Straw Man Radio
If there is one persistent source of doubt for the opinion-yakker as he goes about his business attacking foolish ideas, it is this: Am I beating up on a straw man? Well, for those of you ever plagued by such questions, I really recommend listening to National Public Radio on this, Day One of the Resurrection. I've been listening regularly for the past 48 hours, during which various Reason scare-stories have been endorsed and doubled-down, with enthusiasm.
* A new Ministry of Culture? There was a long piece about Barack Obama will "revive American culture," boosting our allegedly beleauguered arts, taking us out of the dark days of, uh, Mapplethorpe-bashing or something.
* A European model for U.S. newspapers? I learned on Sunday that European newspapers are in "a better financial situation" than U.S. dailies (even though American newspapers are vastly more profitable, vastly more staffed, and filled with lots more and generally better journalism), and that we should be taking our newspaper-financing cues from Sweden. Where dailies are subsidized.

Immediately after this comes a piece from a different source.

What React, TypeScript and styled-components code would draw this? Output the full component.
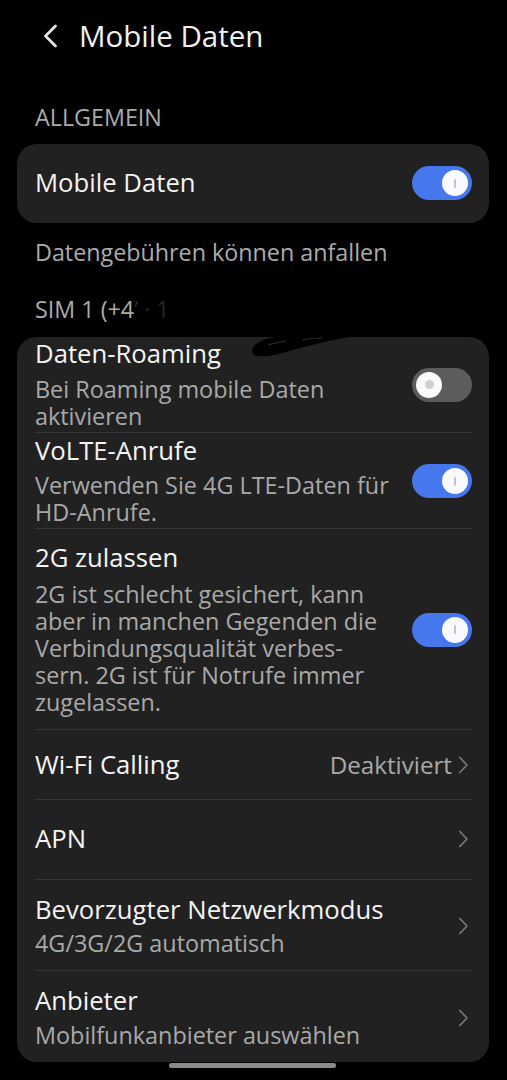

* A Cult of the Presidency? Where to begin? I heard a long news report on just how much of a historically post-partisan uniter Barack Obama really is. The moment after the groan-inducing Concert for Hope wrapped up at the Lincoln Memorial Sunday, the station hosts kicked it back to an analyst in Southern California for his measured take on the proceedings, and the first thing out of his mouth was "Wow, I just really wish I was back there to see such a thrilling event!" (Note: quote is approximate.) There was also an analysis of Barack Obama, the deep thinker/writer.
In a strange disconnect, the unself-conscious over-enthusiasm on the part of NPR and CNN (and I'm sure in many other media quarters) is considerably more gushing than what I've seen among the many tourists in town here in Washington. People are jacked up, sure, but there's also a Sunday-church sense about things–lots of folk dressed up in their finest, exuding a more somber observational vibe. Conversations about the man they've come to see sworn in tend to contain more measured skepticism than what you hear from the nation's elite journalists. At least as of 8 o'clock this morning.